Delivering Bad News to a Patient
Now that I am starting to take on more of the CI's caseload, I'm faced with decisions that I previously didn't have to make. On all of my other placements, I wasn't heavily involved in reevaluation or discharge planning. This time around, I'm seeing patients from the onset of their care through to the end. Unfortunately, the "end" isn't always where we want it to be, and that's a very difficult lesson to learn as a student.
I suppose it all starts at initial evaluation when I'm trying to set goals. It's so hard to estimate where someone will be, and without much experience I have found the task of setting "realistic" goals to be very burdensome.

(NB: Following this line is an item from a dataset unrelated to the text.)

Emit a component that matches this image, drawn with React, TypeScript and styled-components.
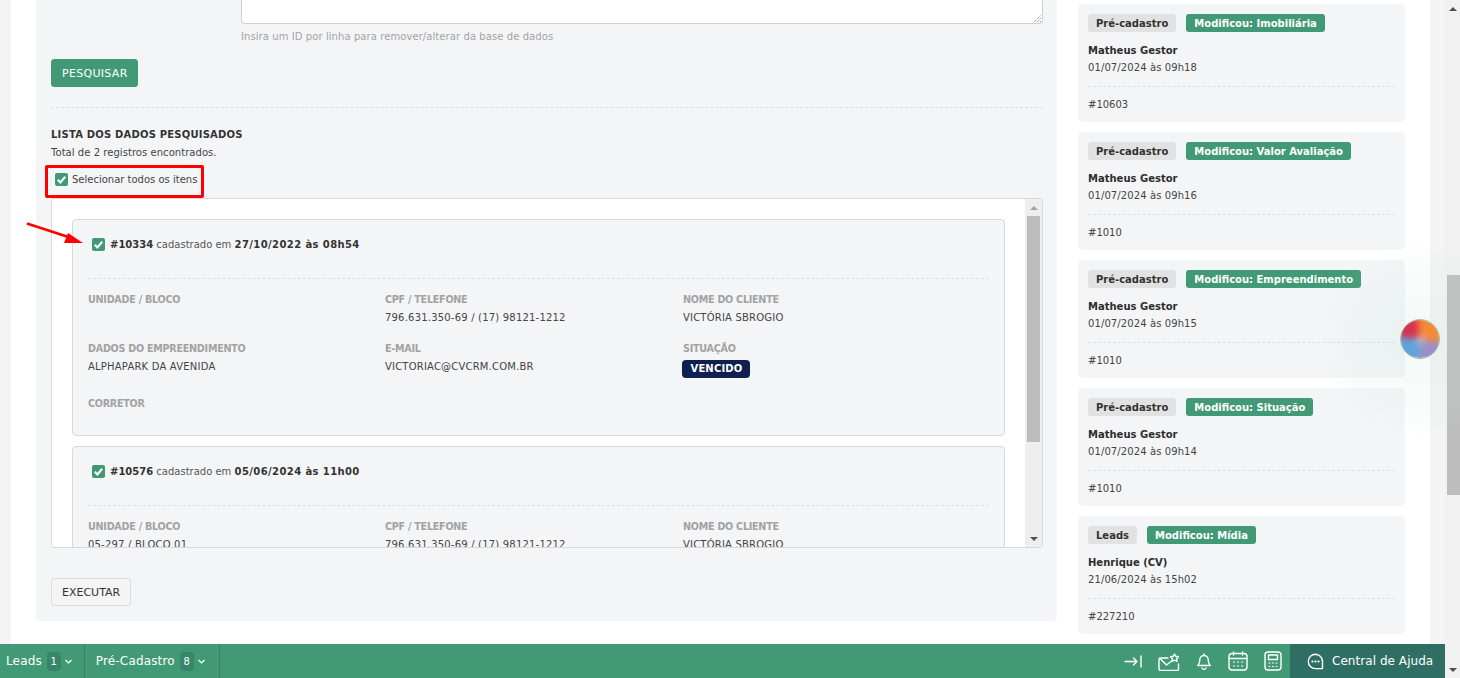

It becomes more apparent when you see that same patient for a reevaluation and try to make a decision regarding his continuation of care based on goals you set for him at the onset. All of a sudden, I'm realizing the responsibility that I'll have as a practicing clinician and how much more I need to learn.
The hardest part is deciding what to do with a patient who has not met his goals, but will likely not progress any further with physical therapy. In a way, it feels like I have failed that person. Did I set the wrong goals? Could I have done more to help him recover? I can't figure it out. I struggle most with delivering the news that a patient will be discharged. I honestly can't do it. I know it's a communication skill that I'll have to develop (both for life and for PT), but I just can't bring myself to tell people bad news. I get really awkward, stumble over my words and likely make the situation worse than it needs to be. If you have any advice, please feel free to pass it along!